I've never been convinced by this line of reasoning. Like, the conclusion is supposed to be, "...and, therefore, one's beliefs aren't a choice," but I just don't see how that follows. Instead, the only conclusion I see is, "Some beliefs are held strongly enough that asking for them to change (perhaps even under threat of death or torture) will not result in said change." It doesn't seem to imply anything about whether the strong belief is chosen or not.

I suppose, can you give me an example of a thing that a person can choose? I think, at bottom, the above argument is a facile face on what is really just hard determinism at its core (from people who can't bear to "choose" to live with the consequences of real hard determinism).

I suppose, can you give me an example of a thing that a person can choose? I think, at bottom, the above argument is a facile face on what is really just hard determinism at its core (from people who can't bear to "choose" to live with the consequences of real hard determinism).

I can't give an example, and that's the entire point; there is no such example, by my lights. And I don't see how determinism enters into it. Whether the universe is deterministic or there's some sort of cosmic dice that get rolled for physical interactions that make future states impossible to reliably predict based on the current state, one still doesn't have choice on the states of one's brain, which are the direct antecedents of one's apparent "choices." I didn't choose to have a brain that tells my finger muscles to type out this paragraph, for instance, and that's the case even if the atoms in my brain aren't following some sort of deterministic set of physical rules but rather being affected by some sort of truly random process.

It's more a question of dualism than determinism, which are related concepts but not identical. Dualism makes room for a soul to manipulate our neurons, allowing us to make true choices, but also requires a belief in the supernatural. Without it, we have to accept that whatever experience of "choosing" one has in their consciousness is a consequence of the behavior of the atoms in one's brain, which may be deterministic or not, but either way aren't controlled by oneself. One could argue that one's current brain state is "controlled" by past choices made by one's conscious mind, but that just moves the whole thing back a step, which can continue all the way back to the point where one became conscious for the first time as a baby.

Schrödinger equation's equation is deterministic, but the output concerning physical observables includes randomness. So, your distinction concerning randomness isn't really relevant. Nor is dualism the only mechanism by which the ability to choose could be said to exist. Typically, 'determinism' is short-hand for the opposite position of 'free will'.

But yeah, as I suspected, you pretty much commit yourself to hard determinism... at least until this discussion is finished.

Nothing personnel eh?

How about you just explain what you mean? Because currently your posts look like shorelines with at least three feet of vertical elevation above the high tide line.
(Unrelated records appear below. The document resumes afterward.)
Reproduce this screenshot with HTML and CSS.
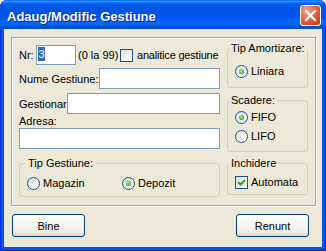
FILE: index.html
```html
<!DOCTYPE html>
<html lang="ro">
<head>
<meta charset="utf-8">
<title>Adaug/Modific Gestiune</title>
<link rel="stylesheet" href="styles.css">
</head>
<body>
<div class="window">
  <div class="titlebar">
    <span class="title">Adaug/Modific Gestiune</span>
    <span class="close">
      <svg width="19" height="19" viewBox="0 0 19 19"><path d="M5 5 L14 14 M14 5 L5 14" stroke="#fff" stroke-width="2.2" stroke-linecap="square" fill="none"/></svg>
    </span>
  </div>
  <div class="client">
    <div class="frame">
      <div class="col-left">
        <div class="row r-nr">
          <span class="lbl w-nr">Nr:</span>
          <span class="input i-nr"><span class="sel">3</span></span>
          <span class="hint">(0 la 99)</span>
          <span class="check"></span>
          <span class="ctext">analitice gestiune</span>
        </div>
        <div class="row r-nume">
          <span class="lbl w-nume">Nume Gestiune:</span>
          <span class="input i-nume"></span>
        </div>
        <div class="row r-gest">
          <span class="lbl w-gest">Gestionar:</span>
          <span class="input i-gest"></span>
        </div>
        <div class="lbl-adresa">Adresa:</div>
        <div class="input i-adresa"></div>
        <fieldset class="group g-tip">
          <legend class="leg-left">Tip Gestiune:</legend>
          <div class="gbody opts">
            <span class="opt o-mag"><span class="radio"></span>Magazin</span>
            <span class="opt"><span class="radio on"></span>Depozit</span>
          </div>
        </fieldset>
      </div>
      <div class="col-right">
        <fieldset class="group g-amort">
          <legend class="leg-right">Tip Amortizare:</legend>
          <div class="gbody">
            <div class="opt"><span class="radio on"></span>Liniara</div>
          </div>
        </fieldset>
        <fieldset class="group g-scad">
          <legend class="leg-right">Scadere:</legend>
          <div class="gbody">
            <div class="opt"><span class="radio on"></span>FIFO</div>
            <div class="opt o-lifo"><span class="radio"></span>LIFO</div>
          </div>
        </fieldset>
        <fieldset class="group g-inch">
          <legend class="leg-right">Inchidere</legend>
          <div class="gbody">
            <div class="opt"><span class="check on"><svg width="11" height="11" viewBox="0 0 11 11"><path d="M2 5 L4.5 7.5 L9 3" stroke="#21A121" stroke-width="2" fill="none"/></svg></span>Automata</div>
          </div>
        </fieldset>
      </div>
    </div>
    <div class="buttons">
      <span class="btn">Bine</span>
      <span class="btn">Renunt</span>
    </div>
  </div>
</div>
</body>
</html>
```
FILE: styles.css
```css
html, body {
  margin: 0;
  padding: 0;
  background: #F4F0DC;
}
body {
  font-family: "Liberation Sans", Arial, sans-serif;
  font-size: 11px;
  color: #000;
}
.window {
  width: 326px;
  height: 251px;
  box-sizing: border-box;
  background: #0055E5;
  border-radius: 7px 7px 0 0;
  display: flex;
  flex-direction: column;
  overflow: hidden;
  box-shadow: inset 1px 0 #0831D9, inset -1px 0 #001EA0, inset 0 -1px #001EA0;
}
.titlebar {
  height: 29px;
  flex: none;
  display: flex;
  align-items: flex-start;
  justify-content: space-between;
  padding: 0 5px 0 7px;
  background: linear-gradient(to bottom, #0058EE 0%, #3593FF 4%, #288EFF 6%, #127DFF 8%, #036FFC 10%, #0262EE 14%, #0057E5 20%, #0054E3 24%, #0055EB 56%, #005BF5 66%, #026AFE 76%, #0062EF 86%, #0052D6 92%, #0045C0 96%, #0055E5 100%);
  border-radius: 7px 7px 0 0;
}
.title {
  margin-top: 9px;
  line-height: 15px;
  color: #fff;
  font-weight: bold;
  font-size: 13px;
  text-shadow: 1px 1px #0A1E8C;
}
.close {
  margin-top: 5px;
  width: 21px;
  height: 21px;
  box-sizing: border-box;
  border: 1px solid #fff;
  border-radius: 3px;
  background: radial-gradient(circle at 30% 25%, #F2A488 0%, #E46E4C 40%, #D8482A 75%, #C13A1C 100%);
  display: flex;
  align-items: center;
  justify-content: center;
}
.client {
  flex: 1;
  margin: 0 4px 4px;
  background: #ECE9D8;
  padding: 8px 6px 0 7px;
}
.frame {
  height: 169px;
  box-sizing: border-box;
  border: 1px solid #ACA899;
  box-shadow: inset 1px 1px #fff, 1px 1px #fff;
  display: flex;
  gap: 7px;
  padding: 0 7px;
}
.col-left {
  width: 201px;
  flex: none;
  padding-top: 7px;
}
.col-right {
  width: 81px;
  flex: none;
  padding-top: 4px;
  display: flex;
  flex-direction: column;
}
.row {
  display: flex;
  align-items: center;
  white-space: nowrap;
}
.r-nr { height: 20px; }
.r-nume { height: 21px; margin-top: 3px; }
.r-gest { height: 21px; margin-top: 4px; }
.lbl { flex: none; white-space: nowrap; }
.w-nr { width: 17px; }
.w-nume { width: 80px; }
.w-gest { width: 48px; }
.input {
  display: block;
  box-sizing: border-box;
  border: 1px solid #7F9DB9;
  background: #fff;
  height: 21px;
  flex: none;
}
.i-nr {
  width: 40px;
  height: 20px;
  padding: 1px 0 0 1px;
}
.sel {
  display: block;
  width: 7px;
  height: 14px;
  line-height: 14px;
  text-align: center;
  background: #316AC5;
  color: #fff;
}
.i-nume { width: 121px; }
.i-gest { width: 153px; }
.i-adresa { width: 201px; }
.hint {
  width: 42px;
  margin-left: 2px;
  flex: none;
  white-space: nowrap;
}
.ctext {
  flex: none;
  white-space: nowrap;
  letter-spacing: -0.2px;
}
.check {
  width: 13px;
  height: 13px;
  box-sizing: border-box;
  border: 1px solid #1C5180;
  background: linear-gradient(135deg, #DCDCD7 0%, #F4F4F0 60%, #fff 100%);
  margin-right: 4px;
  flex: none;
  display: flex;
  align-items: center;
  justify-content: center;
}
.check.on { margin-right: 3px; }
.lbl-adresa {
  margin-top: 1px;
  line-height: 13px;
}
.group {
  margin: 0;
  padding: 0;
  min-width: 0;
  box-sizing: border-box;
  border: 1px solid #D0D0BF;
  border-radius: 3px;
}
.group legend {
  line-height: 13px;
  padding: 0 2px;
  white-space: nowrap;
}
.leg-left { margin-left: 6px; }
.leg-right { margin-left: 1px; }
.gbody { padding-left: 7px; }
.g-tip {
  margin-top: 8px;
  height: 40px;
  padding-top: 5px;
}
.opts { display: flex; }
.opt {
  display: flex;
  align-items: center;
  height: 16px;
  white-space: nowrap;
}
.o-mag { width: 95px; }
.radio {
  width: 13px;
  height: 13px;
  box-sizing: border-box;
  border-radius: 50%;
  border: 1px solid #1C5180;
  background: linear-gradient(135deg, #DCDCD7 0%, #F4F4F0 60%, #fff 100%);
  margin-right: 3px;
  flex: none;
  display: flex;
  align-items: center;
  justify-content: center;
}
.radio.on::after {
  content: "";
  width: 5px;
  height: 5px;
  border-radius: 50%;
  background: radial-gradient(circle at 40% 40%, #B6F0B0 0%, #4FC24F 45%, #21A121 100%);
}
.g-amort {
  height: 46px;
  padding-top: 8px;
}
.g-scad {
  margin-top: 6px;
  height: 58px;
  padding-top: 2px;
}
.o-lifo { margin-top: 3px; }
.g-inch {
  margin-top: 5px;
  height: 38px;
  padding-top: 4px;
}
.buttons {
  display: flex;
  justify-content: space-between;
  margin-top: 8px;
  padding: 0 7px 0 1px;
}
.btn {
  width: 73px;
  height: 23px;
  box-sizing: border-box;
  border: 1px solid #003C74;
  border-radius: 3px;
  background: linear-gradient(to bottom, #FFFFFF 0%, #F6F5F1 45%, #EEEDE7 80%, #D8D3C8 100%);
  display: flex;
  align-items: center;
  justify-content: center;
}
```
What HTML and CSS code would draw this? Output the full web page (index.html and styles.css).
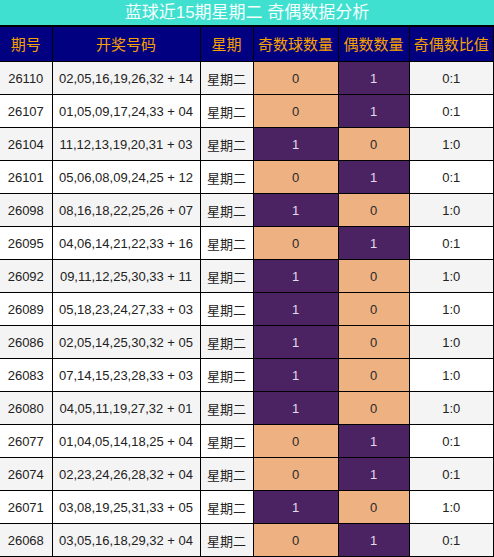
FILE: index.html
```html
<!DOCTYPE html>
<html lang="zh-CN">
<head>
    <meta charset="UTF-8">
    <title>蓝球近15期星期二 奇偶数据分析</title>
    <link rel="stylesheet" href="styles.css">
</head>
<body>
    <div class="title">蓝球近15期星期二 奇偶数据分析</div>
    <table class="data-table">
        <colgroup>
            <col class="c-issue">
            <col class="c-nums">
            <col class="c-week">
            <col class="c-odd">
            <col class="c-even">
            <col class="c-ratio">
        </colgroup>
        <thead>
            <tr>
                <th>期号</th>
                <th>开奖号码</th>
                <th>星期</th>
                <th>奇数球数量</th>
                <th>偶数数量</th>
                <th>奇偶数比值</th>
            </tr>
        </thead>
        <tbody id="rows"></tbody>
    </table>

    <script>
        const draws = [
            ['26110', '02,05,16,19,26,32 + 14', 0],
            ['26107', '01,05,09,17,24,33 + 04', 0],
            ['26104', '11,12,13,19,20,31 + 03', 1],
            ['26101', '05,06,08,09,24,25 + 12', 0],
            ['26098', '08,16,18,22,25,26 + 07', 1],
            ['26095', '04,06,14,21,22,33 + 16', 0],
            ['26092', '09,11,12,25,30,33 + 11', 1],
            ['26089', '05,18,23,24,27,33 + 03', 1],
            ['26086', '02,05,14,25,30,32 + 05', 1],
            ['26083', '07,14,15,23,28,33 + 03', 1],
            ['26080', '04,05,11,19,27,32 + 01', 1],
            ['26077', '01,04,05,14,18,25 + 04', 0],
            ['26074', '02,23,24,26,28,32 + 04', 0],
            ['26071', '03,08,19,25,31,33 + 05', 1],
            ['26068', '03,05,16,18,29,32 + 04', 0]
        ];

        // 1 = purple cell, 0 = peach cell
        const cell = n => `<td class="${n ? 'dark' : 'light'}">${n}</td>`;

        document.getElementById('rows').innerHTML = draws.map(([issue, nums, odd]) => {
            const even = 1 - odd;
            return `<tr>
                <td>${issue}</td>
                <td>${nums}</td>
                <td>星期二</td>
                ${cell(odd)}
                ${cell(even)}
                <td>${odd}:${even}</td>
            </tr>`;
        }).join('');
    </script>
</body>
</html>
```

FILE: styles.css
```css
* {
    margin: 0;
    padding: 0;
    box-sizing: border-box;
}

body {
    width: 494px;
    background: #fff;
    font-family: 'Liberation Sans', 'Noto Sans CJK SC', sans-serif;
}

.title {
    height: 27px;
    background: #40e0d0;
    border-bottom: 2px solid #000;
    color: #f4fffd;
    font-size: 17px;
    line-height: 26px;
    text-align: center;
}

.data-table {
    width: 494px;
    border-collapse: collapse;
    table-layout: fixed;
    border-right: 2px solid #000;
}

.c-issue { width: 52px; }
.c-nums { width: 148px; }
.c-week { width: 53px; }
.c-odd { width: 85px; }
.c-even { width: 71px; }
.c-ratio { width: 85px; }

th, td {
    border: 1px solid #000;
    text-align: center;
    white-space: nowrap;
}

.data-table tr > :first-child {
    border-left: none;
}

th {
    height: 34px;
    background: #000080;
    color: #f7a000;
    font-size: 15px;
    font-weight: normal;
    border-top: none;
}

td {
    height: 33px;
    color: #222;
    font-size: 13px;
    padding-top: 1px;
}

tbody tr:nth-child(odd) {
    background: #f4f4f4;
}

tbody tr:nth-child(even) {
    background: #fff;
}

td.light {
    background: #eeb182;
    color: #2a2a2a;
}

td.dark {
    background: #4b2362;
    color: #e4dcea;
}
```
I have no idea what you're talking about.

You speak very condescendingly about hard determinism, but never actually explain what you mean by that term. Even after 07mk said he doesn't see determinism entering the equation, you still just sneer at the concept like everyone should know exactly what you mean. In the past when I have seen people do this, it is as a bluff. Either a sort of shit test to see if their partner knows as much as them, or in the hopes their confidence and condescension will convince others to assume they know what they are talking about and drop it. But that goes against the spirit of this place, and the speak plainly rule.

I don't want to report you though, because I might be wrong or you might have done it by accident or a thousand other possibilities, so I'd rather just talk it out. I do think you know what you are talking about, but I would also like to know what you are talking about.